Best Detour Ever
I stood there body trembling, uncontrollable tears running down my face with my hands lifted high in praise. The band was belting out the song that had become my mantra for the season, live from the stage, causing my already overwhelmed heart to leak out through my eyes. Bubbling up from the depths of my soul was an undeniable knowing that I was precisely where I was supposed to be for the first time in my life.
I was at a Christian women’s writers conference 1800 miles from my Colorado home. On a whim, I had registered for it just after being demoted from my role in my corporate job. The shame and disillusion that had come after the initial shock-wave had put me on my knees to process for days. I was supposed to have been on the brink of promotion after striving to get one for three years. A demotion was inconceivable. It was devastating.
But one evening I received a notification that a women’s Christian writing conference was open for registration. It was the third time in three years that I had seen the invitation to join. All the times prior I had just glanced over it with the longing in my heart quickly shoved away – locked behind the door labeled impractical.
As a kid, I had dreamed of being a writer. I even had a short story that won first place in an elementary school contest and was published. But responsibilities and a few monumentally bad choices, like becoming a single mom in my early twenties had buried that dream. It was ridiculous to think I could be a writer. Right? Bills are a real thing in this world. I now have five mouths to feed and keep a roof over their heads.
This time though, I couldn’t shove past it. Like a mosquito drawn toward the light, I could not take my eyes away from the short excerpt that was called to the deep. I clicked the link and kept reading as my heart rate increased. Suddenly, filled with Holy Spirit fervor, I registered, bought my plane ticket, and booked my hotel within an hour.

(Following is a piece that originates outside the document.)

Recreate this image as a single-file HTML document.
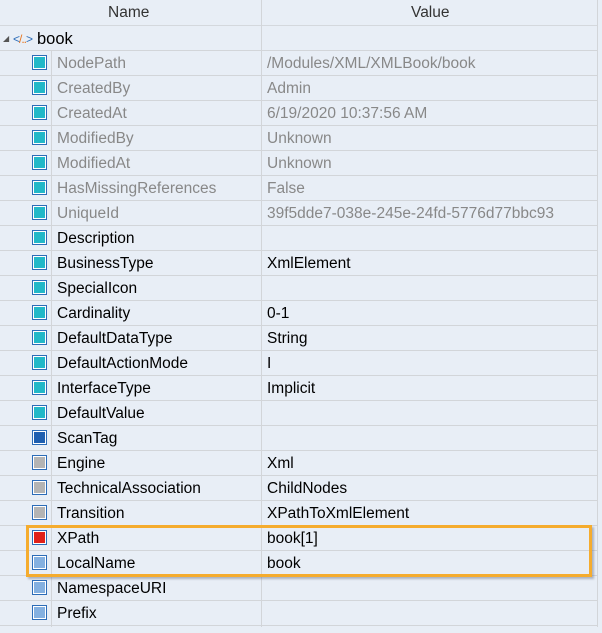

God had spoken, I was going and nothing was going to stop me.
Fast forward two years and I can see that the demotion was the best detour God has ever graced me with. I had been driving my life down the highway I was never created to travel. Attempting year after year to gain the definition of worldly success had nearly robbed me of the true desires in my heart and God wanted me to have them back.
But it was a detour that called for radical obedience to get back on the road God predestined for me. I had to hope in things that were so unseen they seemed unfeasible. I had to believe God had chosen me and called me in the face of extreme adversity and rejection. Two of my least favorite things.
I had to learn to go slowly with God in the driver’s seat and not take the wheel when we seemed to be headed in a strange direction. Which was almost always. I could never see over the next hill. I had to believe that God could. The twists and turns were puzzling. I had to believe He had the better map.
But on the road, I experienced the truth that God wants to give us the desires of hearts. After all, He put them there and they are typically the things that bring Him the most glory. We don’t usually have to search too far to find them either. They are those dreams that won’t go away. The longings that keep tugging at our heartstrings even as we try to lock them away.
What if it is God who is doing the tugging? Maybe instead of shoving it away, we leaned forward, just a little to see what God is up to? What if God is detouring you to the road you were created to travel? The one your heart truly longs for.
He is that good you know.
I’m still riding in the car with God today. I am certainly on a different road than I had ever imagined, but it is one that makes my heart soar. My journey is far from over. I still attempt to drive from the passenger seat now and then, but I am much better at seeing God wink at me and say, “calm down dear, I’ve got this.” And I am much better at believing He does.
You’ve written a great story, that proves that through God all things are truly possible. He turns around for good the circumstances in life that appear devastating at the time. He gives us the desires of our hearts, the very ones He put there in the first place.